Selten erklingt mal ein mittelalterlicher Bauerntanz. Auf diese Weise sind die zwei Wurzeln der Artuslegende auch lokal verortet: einerseits die bäuerlichen Kelten, auf der anderen die höfischen Normannen. Es ist eine Legende, die bemerkenswerterweise von einer niederen und einer oberen Klasse benutzt wurde.

|Geräusche|

Geräusche sind die natürlichen Begleiter einer Spielszene. Da klingen die Gläser und knistert das Feuer, schuhut die Eule. Aber was hätte man noch alles aus der Musik- und Geräuschkulisse machen können! Man bedenke nur all die wunderbaren Parodien und Satiren auf Ritterlegenden.

_Unterm Strich_

Wer ein Freund von Fantasy ist, kommt um König Artus und den enormen Legendenkomplex um ihn nicht herum, so sehr man es auch versucht.
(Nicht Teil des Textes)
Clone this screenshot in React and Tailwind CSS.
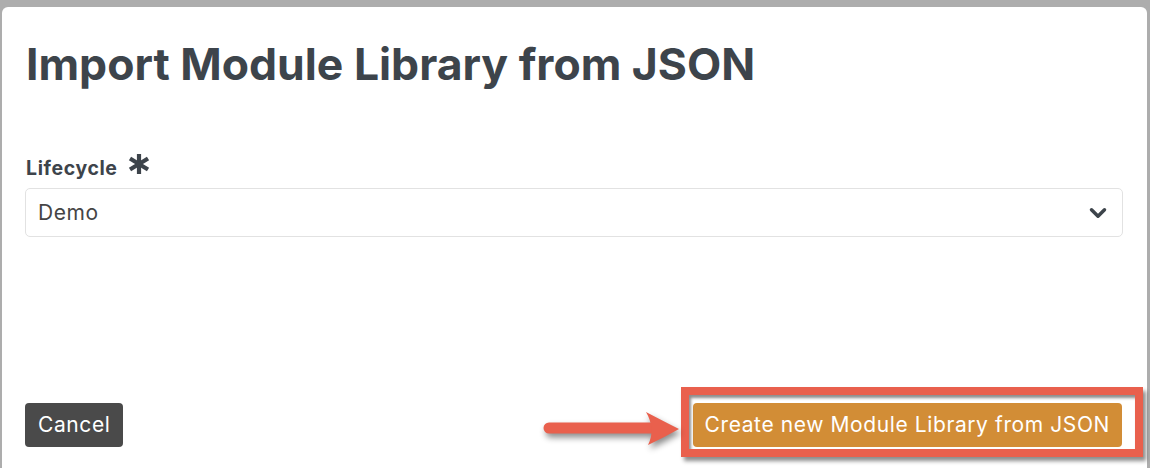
import { ChevronDown } from 'lucide-react';

const font = { fontFamily: 'Inter, "Open Sans", sans-serif' };

function RequiredMark() {
  return (
    <svg width="22" height="20" viewBox="0 0 22 20" className="-mt-[2px]">
      <g stroke="#3d444b" strokeWidth="4.2" strokeLinecap="butt">
        <line x1="11" y1="0" x2="11" y2="20" />
        <line x1="2" y1="4.5" x2="20" y2="15.5" />
        <line x1="2" y1="15.5" x2="20" y2="4.5" />
      </g>
    </svg>
  );
}

function Arrow() {
  return (
    <svg
      width="150"
      height="45"
      viewBox="0 0 150 45"
      className="absolute left-[-154px] top-[5px] drop-shadow-[2px_4px_3px_rgba(0,0,0,0.45)]"
    >
      <line x1="10" y1="20" x2="118" y2="20" stroke="#e9604d" strokeWidth="11" strokeLinecap="round" />
      <path d="M107 4 Q126 14 140 21 Q126 29 109 37 Q117 21 107 4 Z" fill="#e9604d" />
    </svg>
  );
}

export default function App() {
  return (
    <div className="h-[468px] overflow-hidden bg-[#adadad] pt-[7px] pl-[2px] pr-[3px]" style={font}>
      <div className="bg-white rounded-t-[6px] h-[461px] px-6 pt-[30px] pb-[21px] flex flex-col">
        <h1 className="text-[44.5px] leading-[54px] font-bold text-[#3d444b]">
          Import Module Library from JSON
        </h1>

        <div className="mt-[65px] flex items-start gap-[10px]">
          <span className="text-[19.5px] leading-[24px] tracking-[0.6px] font-bold text-[#3d444b]">Lifecycle</span>
          <RequiredMark />
        </div>

        <div className="mt-[8px] -ml-px h-[49px] border border-[#e2e2e2] rounded-[5px] flex items-center justify-between pl-3 pr-[11px]">
          <span className="text-[21px] tracking-[0.6px] text-[#454545]">Demo</span>
          <ChevronDown size={26} strokeWidth={3.2} className="text-[#3d444b]" />
        </div>

        <div className="flex-1" />

        <div className="flex items-end justify-between">
          <button className="-ml-px h-[44px] px-[13px] rounded-[4px] bg-[#4a4a4a] text-white text-[21px] tracking-[0.6px]">
            Cancel
          </button>
          <div className="relative mr-px">
            <button className="h-[44px] px-[12px] rounded-[4px] bg-[#d28d36] text-white text-[21px] tracking-[0.6px]">
              Create new Module Library from JSON
            </button>
            <div className="absolute left-[-12px] top-[-16px] right-[-21px] bottom-[-10px] border-[8px] border-[#e9604d] shadow-[3px_4px_4px_rgba(0,0,0,0.45),inset_2px_3px_3px_rgba(0,0,0,0.45)]" />
            <Arrow />
          </div>
        </div>
      </div>
    </div>
  );
}
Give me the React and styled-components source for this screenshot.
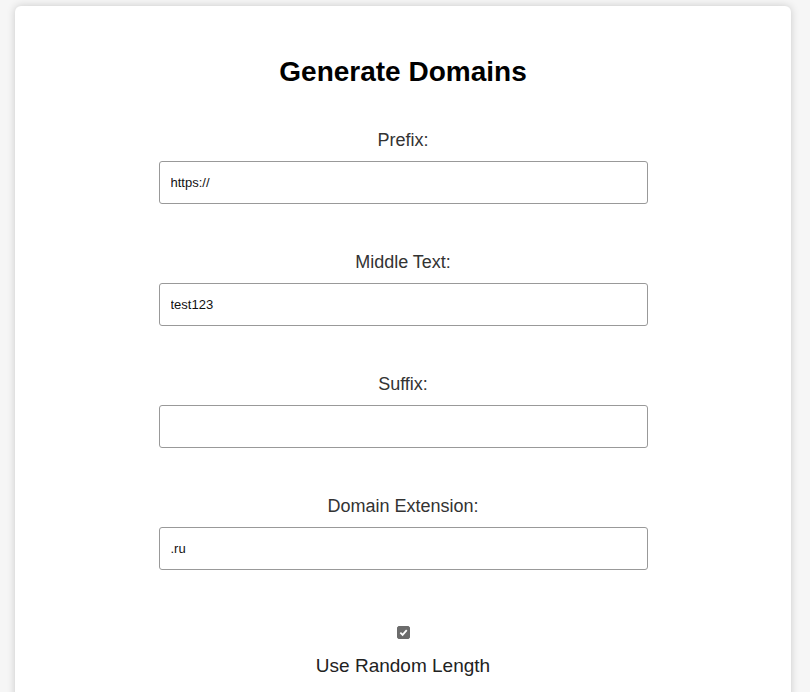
import React, { useState } from "react";
import styled, { createGlobalStyle } from "styled-components";

const GlobalStyle = createGlobalStyle`
  html, body {
    margin: 0;
    padding: 0;
    background: #f6f6f6;
    font-family: "Liberation Sans", Arial, sans-serif;
  }
`;

const Page = styled.div`
  padding: 6px 19px 0 15px;
  height: 692px;
  box-sizing: border-box;
  overflow: hidden;
`;

const Card = styled.div`
  background: #fff;
  border-radius: 6px;
  box-shadow: 0 0 8px rgba(0, 0, 0, 0.18);
  padding: 50px 20px 40px;
  min-height: 760px;
  display: flex;
  flex-direction: column;
  align-items: center;
`;

const Title = styled.h2`
  margin: 0 0 42px;
  font-size: 28px;
  line-height: 32px;
  font-weight: bold;
  color: #000;
`;

const Field = styled.div`
  display: flex;
  flex-direction: column;
  align-items: center;
  margin-bottom: 48px;
`;

const Label = styled.label`
  font-size: 18px;
  line-height: 21px;
  color: #333;
  margin-bottom: 10px;
`;

const Input = styled.input`
  width: 489px;
  height: 43px;
  box-sizing: border-box;
  border: 1px solid #999;
  border-radius: 3px;
  padding: 0 11px;
  font-family: "Liberation Sans", Arial, sans-serif;
  font-size: 13px;
  color: #111;
  outline: none;
`;

const CheckRow = styled.label`
  display: flex;
  flex-direction: column;
  align-items: center;
  margin-top: 8px;
  cursor: pointer;
`;

const Box = styled.span`
  width: 13px;
  height: 13px;
  border-radius: 2px;
  background: ${(p) => (p.checked ? "#6c6c6c" : "#fff")};
  border: 1px solid #6c6c6c;
  box-sizing: border-box;
  display: flex;
  align-items: center;
  justify-content: center;
  margin-bottom: 16px;
`;

const CheckText = styled.span`
  font-size: 19px;
  line-height: 22px;
  color: #222;
`;

const fields = [
  { label: "Prefix:", value: "https://" },
  { label: "Middle Text:", value: "test123" },
  { label: "Suffix:", value: "" },
  { label: "Domain Extension:", value: ".ru" },
];

export default function App() {
  const [values, setValues] = useState(fields.map((f) => f.value));
  const [random, setRandom] = useState(true);

  return (
    <>
      <GlobalStyle />
      <Page>
        <Card>
          <Title>Generate Domains</Title>
          {fields.map((f, i) => (
            <Field key={f.label}>
              <Label>{f.label}</Label>
              <Input
                value={values[i]}
                onChange={(e) => {
                  const next = [...values];
                  next[i] = e.target.value;
                  setValues(next);
                }}
              />
            </Field>
          ))}
          <CheckRow onClick={() => setRandom(!random)}>
            <Box checked={random}>
              {random && (
                <svg width="9" height="9" viewBox="0 0 10 10">
                  <path
                    d="M1.5 5.2 L4 7.6 L8.6 2.4"
                    fill="none"
                    stroke="#fff"
                    strokeWidth="2"
                  />
                </svg>
              )}
            </Box>
            <CheckText>Use Random Length</CheckText>
          </CheckRow>
        </Card>
      </Page>
    </>
  );
}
Inzwischen habe ich die Versionen von Marion Zimmer Bradley, ihrer Kollegin Diana L. Paxson, von T. H. White und Philip Reese [(„Gwyna“) 5521 kennengelernt. Die einen betonen die Legende zu Unterhaltungszwecken, die anderen die Historie die Erbauungszwecken. Reese verleiht der Legende vor dem Hintergrund der Historie einen einleuchtenden Sinn. Sie alle haben ihre Berechtigung, denn verschiedene Generationen wollen unterschiedliche Werte von Artus-Legenden erhalten.

Das Hörbuch versucht eine Gratwanderung zwischen Legende / Fiktion und Historie / Rezeption, scheitert aber meist in dem Bemühen, zwischen beiden eine plausible Brücke zu bauen. Statt langer literaturhistorischer Entwicklungslinien hätte ich mir mehr Erklärungen wie die zu Geoffrey von Monmouth gewünscht. Und dann hätte das Pathos, das mit der Legende unweigerlich einhergeht, einen Sinn erlangt. Doch so klingt es mitunter hohl und wie ein Selbstzweck.